A: [Laughs.] It’s all of those same things—the challenges are what’s rewarding [and] when I feel like we’ve really helped somebody out. Of course, we want to see audiences come to events, and that will always be rewarding in itself, but I have to say that working individually with artists and performers is incredibly rewarding because they’re usually coming from situations where they’re being asked to donate their time. They’re just as professional as any of us, yet they’re usually not getting paid to do what they’re doing, so we find ways here to pay them for what they do while increasing their visibility. With the Artists-in-Residence Program, I see it every single day. The simple fact that these people have a free studio space is more than you could ever imagine for them. So that kind of stuff is incredible when you can actually be there on the ground. The rewarding part is being connected and getting to know these people by name and in many cases know their families—and that’s what a community space should be.

Q: In your opinion, why is arts programming beneficial to communities?

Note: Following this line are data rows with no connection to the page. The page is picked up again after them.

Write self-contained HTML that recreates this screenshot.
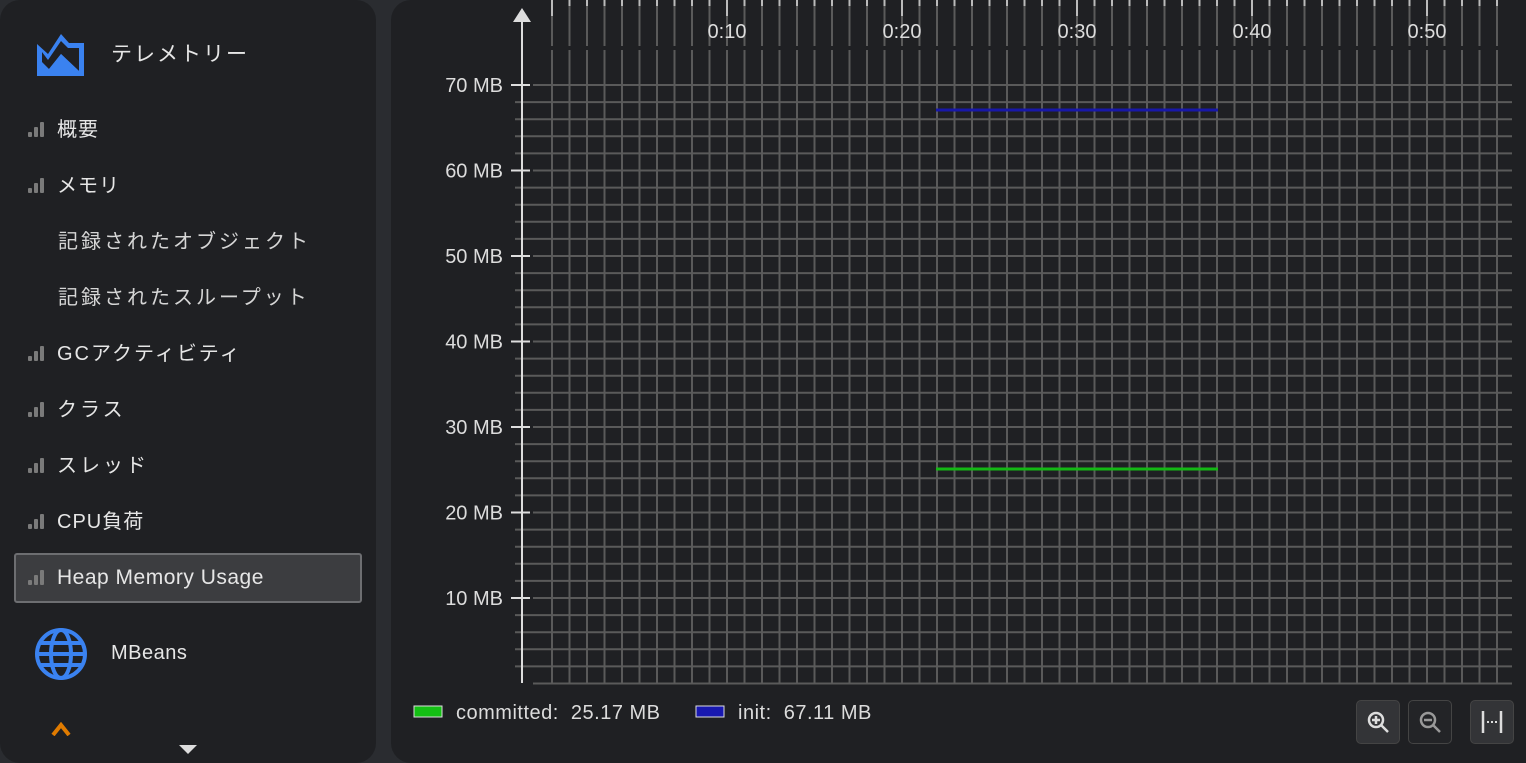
<!DOCTYPE html>
<html><head><meta charset="utf-8"><style>
html,body{margin:0;padding:0;width:1526px;height:763px;overflow:hidden;background:#2a2c30;font-family:"Liberation Sans","Noto Sans CJK JP",sans-serif;}
.side{position:absolute;left:0;top:0;width:376px;height:763px;background:#1f2023;border-radius:20px;}
.main{position:absolute;left:391px;top:0;width:1160px;height:763px;background:#1f2023;border-radius:20px;}
.item{position:absolute;left:28px;height:30px;font-size:20px;color:#e6e6e6;line-height:30px;letter-spacing:1px;white-space:nowrap}
.item .bars{display:inline-block;width:18px;height:15px;position:relative;margin-right:11px;vertical-align:-1px}
.bars i{position:absolute;bottom:0;width:4px;background:#7a7a7a;border-radius:1px}
.sub{position:absolute;left:58px;font-size:20px;color:#d6d6d6;line-height:30px;letter-spacing:3px;white-space:nowrap}
.sel{position:absolute;left:14px;top:553px;width:344px;height:46px;background:#3c3d40;border:2px solid #6d6e71;border-radius:3px}
.btn{position:absolute;top:700px;width:42px;height:42px;border:1px solid #444;border-radius:5px;background:#2c2d30}
</style></head><body>
<div class="side">
<svg style="position:absolute;left:36px;top:32px" width="50" height="46" viewBox="0 0 50 46"><path d="M1 12 L12 22 L25 2 L33 11 L48 11 L48 44 L1 44 Z" fill="#3a82f0"/><path d="M6 20 L12 28 L25 9 L32 16 L43 16 L43 39 L25 22 L13 37 L6 30 Z" fill="#1f2023"/><path d="M6 40 L13 37 L25 22 L43 39 L43 40 Z" fill="#3a82f0"/></svg>
<div style="position:absolute;left:111px;top:38px;font-size:21px;color:#e6e6e6;letter-spacing:2px">テレメトリー</div>
<div class="item" style="top:115px"><span class="bars"><i style="left:0;height:5px"></i><i style="left:6px;height:10px"></i><i style="left:12px;height:15px"></i></span>概要</div>
<div class="item" style="top:171px"><span class="bars"><i style="left:0;height:5px"></i><i style="left:6px;height:10px"></i><i style="left:12px;height:15px"></i></span>メモリ</div>
<div class="sub" style="top:227px">記録されたオブジェクト</div>
<div class="sub" style="top:283px">記録されたスループット</div>
<div class="item" style="top:339px;letter-spacing:2px"><span class="bars"><i style="left:0;height:5px"></i><i style="left:6px;height:10px"></i><i style="left:12px;height:15px"></i></span>GCアクティビティ</div>
<div class="item" style="top:395px;letter-spacing:3px"><span class="bars"><i style="left:0;height:5px"></i><i style="left:6px;height:10px"></i><i style="left:12px;height:15px"></i></span>クラス</div>
<div class="item" style="top:451px;letter-spacing:3px"><span class="bars"><i style="left:0;height:5px"></i><i style="left:6px;height:10px"></i><i style="left:12px;height:15px"></i></span>スレッド</div>
<div class="item" style="top:507px"><span class="bars"><i style="left:0;height:5px"></i><i style="left:6px;height:10px"></i><i style="left:12px;height:15px"></i></span>CPU負荷</div>
<div class="sel"></div>
<div class="item" style="top:563px;font-size:21px;letter-spacing:0.5px"><span class="bars"><i style="left:0;height:5px"></i><i style="left:6px;height:10px"></i><i style="left:12px;height:15px"></i></span>Heap Memory Usage</div>
<svg style="position:absolute;left:34px;top:627px" width="54" height="54" viewBox="0 0 54 54" fill="none" stroke="#3a82f0" stroke-width="4"><circle cx="27" cy="27" r="24"/><ellipse cx="27" cy="27" rx="10" ry="24"/><line x1="3" y1="27" x2="51" y2="27"/><line x1="7" y1="16" x2="47" y2="16"/><line x1="7" y1="38" x2="47" y2="38"/></svg>
<div style="position:absolute;left:111px;top:642px;font-size:20px;color:#e6e6e6;letter-spacing:0.5px">MBeans</div>
<svg style="position:absolute;left:51px;top:722px" width="20" height="14"><path d="M2 13 L10 3 L18 13" stroke="#e07b00" stroke-width="4" fill="none"/></svg>
<svg style="position:absolute;left:179px;top:745px" width="18" height="10"><path d="M0 0 L18 0 L9 9Z" fill="#ddd"/></svg>
</div>
<div class="main"></div>
<svg style="position:absolute;left:0;top:0" width="1526" height="763">
<g id="g"></g>
</svg>
<script>
var s='';
for(var i=0;i<=55;i++){var x=552+i*17.5;if(x>1512)break;var maj=(i%10==0);
s+='<line x1="'+x+'" y1="4" x2="'+x+'" y2="46" stroke="#5a5a5a" stroke-width="2"/>';
s+='<line x1="'+x+'" y1="0" x2="'+x+'" y2="'+(maj?16:6)+'" stroke="#bbb" stroke-width="2"/>';
s+='<line x1="'+x+'" y1="50" x2="'+x+'" y2="683" stroke="#5a5a5a" stroke-width="2"/>';}
for(var j=0;j<=35;j++){var y=85+j*17.1;if(y>684)break;
s+='<line x1="'+(j%5==0?533:515)+'" y1="'+y+'" x2="1512" y2="'+y+'" stroke="#5a5a5a" stroke-width="2"/>';
if(j%5==0&&j<35){s+='<line x1="511" y1="'+y+'" x2="530" y2="'+y+'" stroke="#ddd" stroke-width="2"/>';
s+='<text x="503" y="'+(y+7)+'" text-anchor="end" font-size="20" fill="#dcdcdc" font-family="Liberation Sans,sans-serif">'+(70-j/5*10)+' MB</text>';}}
var L=['0:10','0:20','0:30','0:40','0:50'];
for(var k=0;k<5;k++){s+='<text x="'+(727+k*175)+'" y="38" text-anchor="middle" font-size="20" fill="#dcdcdc" font-family="Liberation Sans,sans-serif">'+L[k]+'</text>';}
s+='<line x1="522" y1="20" x2="522" y2="683" stroke="#ddd" stroke-width="2"/><path d="M513 22 L522 8 L531 22Z" fill="#ddd"/>';
s+='<line x1="936" y1="110" x2="1218" y2="110" stroke="#1818a8" stroke-width="3"/>';
s+='<line x1="936" y1="469" x2="1218" y2="469" stroke="#14b814" stroke-width="3"/>';
s+='<rect x="414" y="706" width="28" height="11" fill="#14c014" stroke="#ddd" stroke-width="1"/><text x="456" y="719" font-size="20" fill="#dcdcdc" font-family="Liberation Sans,sans-serif" xml:space="preserve" letter-spacing="0.5">committed:  25.17 MB</text>';
s+='<rect x="696" y="706" width="28" height="11" fill="#1818b0" stroke="#ddd" stroke-width="1"/><text x="738" y="719" font-size="20" fill="#dcdcdc" font-family="Liberation Sans,sans-serif" xml:space="preserve" letter-spacing="0.5">init:  67.11 MB</text>';
document.getElementById('g').innerHTML=s;
</script>
<div class="btn" style="left:1356px;background:#333437"><svg width="42" height="42"><circle cx="19" cy="19" r="7" stroke="#ddd" stroke-width="2.5" fill="none"/><path d="M15 19h8M19 15v8" stroke="#ddd" stroke-width="2.5"/><path d="M24 24l7 7" stroke="#ddd" stroke-width="2.5"/></svg></div>
<div class="btn" style="left:1408px;background:#232427"><svg width="42" height="42"><circle cx="19" cy="19" r="7" stroke="#999" stroke-width="2.5" fill="none"/><path d="M15 19h8" stroke="#999" stroke-width="2.5"/><path d="M24 24l7 7" stroke="#999" stroke-width="2.5"/></svg></div>
<div class="btn" style="left:1470px;background:#333437"><svg width="42" height="42"><path d="M12 10v22M30 10v22" stroke="#ddd" stroke-width="2.5"/><path d="M16 21h2M20 21h2M24 21h2" stroke="#ddd" stroke-width="2"/></svg></div>
</body></html>
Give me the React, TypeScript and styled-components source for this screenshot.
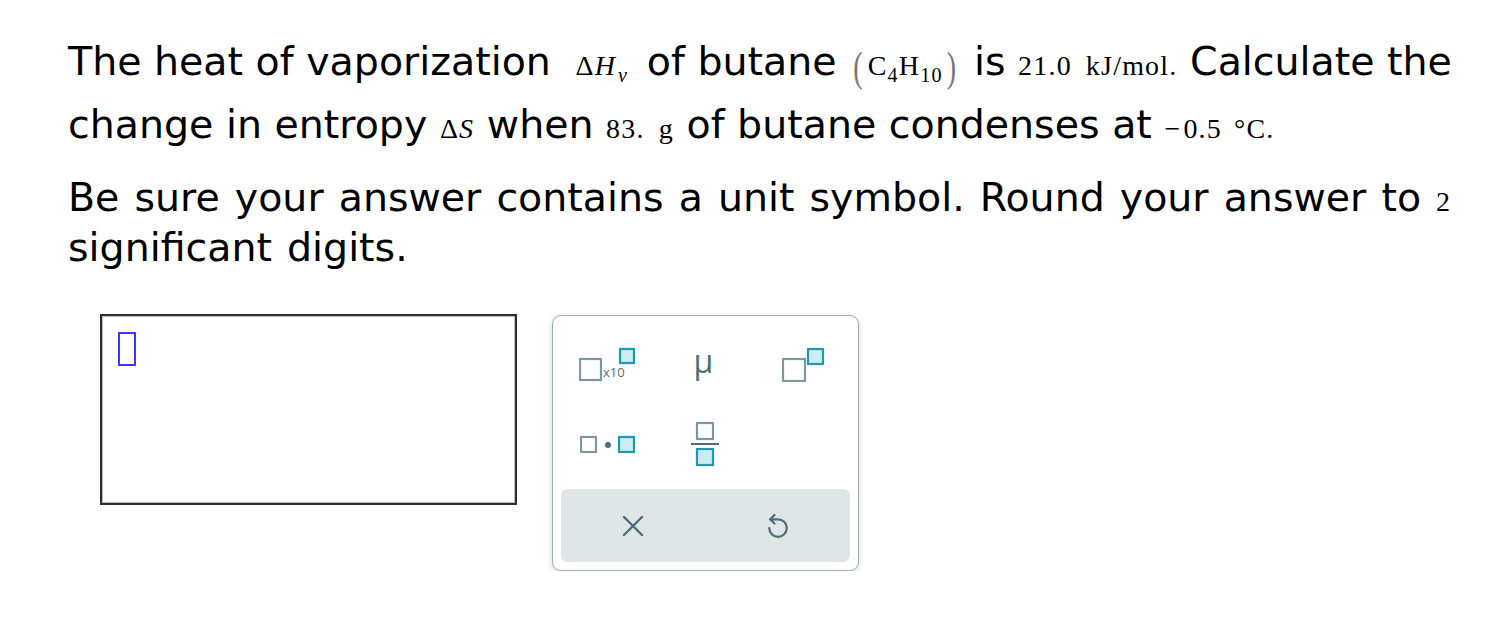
import * as React from 'react';
import styled, { createGlobalStyle } from 'styled-components';

const GlobalStyle = createGlobalStyle`
  html, body {
    margin: 0;
    padding: 0;
    background: #ffffff;
  }
`;

const Page = styled.div`
  padding: 30px 0 0 68px;
  width: 1410px;
  font-family: "DejaVu Sans", Verdana, sans-serif;
  font-size: 39.5px;
  color: #000;
`;

const Paragraph = styled.p<{ $lh: number; $mb: number; $ws?: number }>`
  margin: 0 0 ${p => p.$mb}px 0;
  line-height: ${p => p.$lh}px;
  word-spacing: ${p => p.$ws || 0}px;
`;

const M = styled.span<{ $pad?: number; $padR?: number }>`
  font-family: "Liberation Serif", "Times New Roman", serif;
  font-size: 28px;
  letter-spacing: 1.2px;
  word-spacing: 0;
  line-height: 0;
  padding-left: ${p => p.$pad || 0}px;
  padding-right: ${p => p.$padR || 0}px;
`;

const I = styled.i`
  font-style: italic;
`;

const Sub = styled.sub<{ $ml?: number }>`
  font-size: 0.72em;
  vertical-align: -0.35em;
  line-height: 0;
  margin-left: ${p => p.$ml || 0}px;
`;

const Gap = styled.span<{ $w: number }>`
  display: inline-block;
  width: ${p => p.$w}px;
`;

const Paren = styled.span`
  display: inline-block;
  color: #777;
  transform: scaleY(1.5) translateY(1px);
  line-height: 0;
  margin: 0 4px;
`;

const Work = styled.div`
  display: flex;
  align-items: flex-start;
  gap: 35px;
  margin: 42px 0 0 32px;
`;

const AnswerBox = styled.div`
  width: 397px;
  height: 171px;
  border: 2px solid #2e2e2e;
  box-shadow: inset 0 0 0 1px #bdbdbd;
  padding: 16px 0 0 16px;
`;

const Cursor = styled.div`
  width: 14px;
  height: 30px;
  border: 2px solid #3a3aff;
`;

const Keypad = styled.div`
  margin-top: 1px;
  width: 289px;
  border: 1.5px solid #9bb0b6;
  border-radius: 9px;
  padding: 8px;
  box-shadow: 0 2px 6px rgba(80, 110, 120, 0.25);
  background: #fff;
`;

const KeyGrid = styled.div`
  display: grid;
  grid-template-columns: repeat(3, 1fr);
  grid-auto-rows: 80px;
  margin-bottom: 5px;
`;

const Key = styled.div`
  display: flex;
  align-items: center;
  justify-content: center;
  color: #4e6d78;
`;

const ActionBar = styled.div`
  display: grid;
  grid-template-columns: 1fr 1fr;
  height: 73px;
  background: #dfe6e8;
  border-radius: 7px;
`;

const Mu = styled.span`
  font-family: "Open Sans", "DejaVu Sans", sans-serif;
  font-size: 32px;
  line-height: 1;
  color: #4e6d78;
  margin: 0 4px 6px 0;
`;

const GRAY = '#7f979e';
const CYAN = '#1a9bb1';
const CYAN_FILL = '#cbecf1';

function Box({ x, y, s, on }: { x: number; y: number; s: number; on?: boolean }) {
  return (
    <rect
      x={x + 1}
      y={y + 1}
      width={s - 2}
      height={s - 2}
      fill={on ? CYAN_FILL : '#fff'}
      stroke={on ? CYAN : GRAY}
      strokeWidth={2.2}
    />
  );
}

function SciIcon() {
  return (
    <svg width="60" height="36" viewBox="0 0 60 36">
      <Box x={0} y={12} s={23} />
      <text x={24} y={31} fontSize="13" fontFamily="Open Sans, DejaVu Sans, sans-serif" fill="#4e6d78">x10</text>
      <Box x={40} y={2} s={16} on />
    </svg>
  );
}

function PowIcon() {
  return (
    <svg width="46" height="36" viewBox="0 0 46 36">
      <Box x={3} y={12} s={24} />
      <Box x={28} y={2} s={17} on />
    </svg>
  );
}

function DotIcon() {
  return (
    <svg width="58" height="20" viewBox="0 0 58 20">
      <Box x={0} y={2} s={17} />
      <circle cx={28} cy={11} r={3} fill="#4e6d78" />
      <Box x={38} y={2} s={17} on />
    </svg>
  );
}

function FracIcon() {
  return (
    <svg width="30" height="48" viewBox="0 0 30 48">
      <Box x={6} y={2} s={18} />
      <rect x={1} y={23} width={28} height={2} fill="#4e6d78" />
      <Box x={6} y={28} s={18} on />
    </svg>
  );
}

function ClearIcon() {
  return (
    <svg width="22" height="22" viewBox="0 0 22 22">
      <path d="M2 2 L20 20 M20 2 L2 20" stroke="#4e6d78" strokeWidth="2.4" strokeLinecap="round" />
    </svg>
  );
}

function UndoIcon() {
  return (
    <svg width="30" height="30" viewBox="0 0 24 24" fill="none">
      <path d="M9.2 3.2 L5.8 6.6 L9.2 10" stroke="#4e6d78" strokeWidth="1.8" strokeLinecap="round" strokeLinejoin="round" />
      <path d="M5.8 6.6 H12 A7 7 0 1 1 5 13.6" stroke="#4e6d78" strokeWidth="1.8" strokeLinecap="round" />
    </svg>
  );
}

export default function App() {
  return (
    <>
      <GlobalStyle />
      <Page>
        <Paragraph $lh={63} $mb={16}>
          The heat of vaporization{' '}
          <M $pad={12} $padR={6}>Δ<I>H</I><Sub $ml={2}><I>v</I></Sub></M>{' '}
          of butane{' '}
          <M><Paren>(</Paren>C<Sub>4</Sub>H<Sub>10</Sub><Paren>)</Paren></M>{' '}
          is <M>21.0<Gap $w={14} />kJ/mol.</M> Calculate the change in entropy{' '}
          <M>Δ<I>S</I></M> when <M>83.<Gap $w={14} />g</M> of butane condenses at{' '}
          <M>−<Gap $w={2} />0.5<Gap $w={12} />°C.</M>
        </Paragraph>
        <Paragraph $lh={50} $mb={0} $ws={2.5}>
          Be sure your answer contains a unit symbol. Round your answer to{' '}
          <M>2</M> significant digits.
        </Paragraph>
        <Work>
          <AnswerBox>
            <Cursor />
          </AnswerBox>
          <Keypad>
            <KeyGrid>
              <Key><SciIcon /></Key>
              <Key><Mu>μ</Mu></Key>
              <Key><PowIcon /></Key>
              <Key><DotIcon /></Key>
              <Key><FracIcon /></Key>
              <Key />
            </KeyGrid>
            <ActionBar>
              <Key><ClearIcon /></Key>
              <Key><UndoIcon /></Key>
            </ActionBar>
          </Keypad>
        </Work>
      </Page>
    </>
  );
}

A: It’s a quality of life issue. [Arts venues] make the immediate area become more lively. When there are more people coming to an area it winds up creating a destination. So we’re in this 40th Street corridor, where there are also restaurants and shops. People have traditionally used the arts to bring people into an area that you know they want to make more vibrant and create more foot traffic. Arts venues are also really important for people as a social outlet. It’s important for artists, and it’s important for the young people that we wind up working with because there’s an education component that to me is absolutely critical. You can’t have a safe thriving interesting neighborhood without it.

Q: What about The Rotunda in particular—what is its neighborhood mission?
A: So the verbiage has sort of changed over the years but the core mission is the same, which is essentially to increase access. We’re increasing the audience’s access to art, and you’re increasing the artists’ access to audiences, and you increase artists’ access to each other. That’s basically it.